Si, dans un premier temps, la personne qui parle affirme une chose,
puis, dans un deuxième temps et dans un même contexte, nie cette
même chose, alors elle n’a rien dit du tout ! Elle n’est pas d’accord
avec elle-même !
Par
exemple, si je vous dis « j’aime naviguer en bateau, mais
je n’aime pas naviguer en bateau », je ne vous ai absolument
rien dit quant à mon rapport affectif avec la navigation. Mais si
je vous dis « j’aime naviguer en bateau lorsque le temps
est ensoleillé, mais je n’aime pas naviguer en bateau lorsque le
temps est pluvieux », alors là je vous ai véritablement transmis
de l’information. Une même proposition (« j’aime naviguer en
bateau ») peut être simultanément vraie dans un contexte ET
fausse dans un AUTRE contexte, mais pas dans le même.
Nous
allons également appliquer ce principe à la réalité. Il signifiera
alors qu’une chose (qu’il s’agisse d’un objet, comme un bateau,
ou d’un processus, comme la loi de la gravitation universelle) ne
peut pas, dans un même contexte, simultanément exister ET ne pas
exister. Je ne peux pas affirmer que, parce qu’une feuille de papier
que j’échappe s’envole, celle-ci n’est pas soumise à la gravité.

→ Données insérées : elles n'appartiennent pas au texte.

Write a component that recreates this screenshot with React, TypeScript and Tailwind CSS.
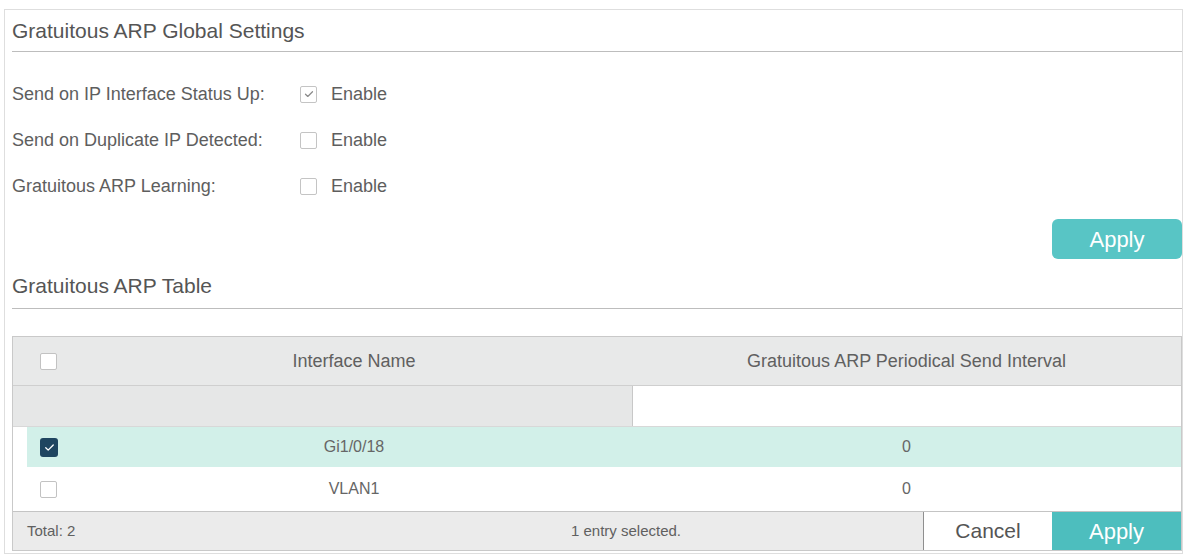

Elle l’est tout autant qu’une pomme que j’échappe. De même, la pomme
que j’échappe est tout autant soumise à la résistance de l’air que
la feuille de papier qui s’envole. Mais la résistance de l’air n’a
pas la même emprise sur une pomme que sur une feuille de papier.
Autre
exemple : le fait que « les plantes carnivores ont besoin
de digérer des insectes pour vivre » est toujours vrai… dans
le contexte habituel où elles vivent (sol acide). Mais si on replantait
ces plantes dans un autre contexte (sol riche en azote et en minéraux),
peut-être que ce fait ne serait plus vrai et que les plantes carnivores
pourraient se passer d’insectes.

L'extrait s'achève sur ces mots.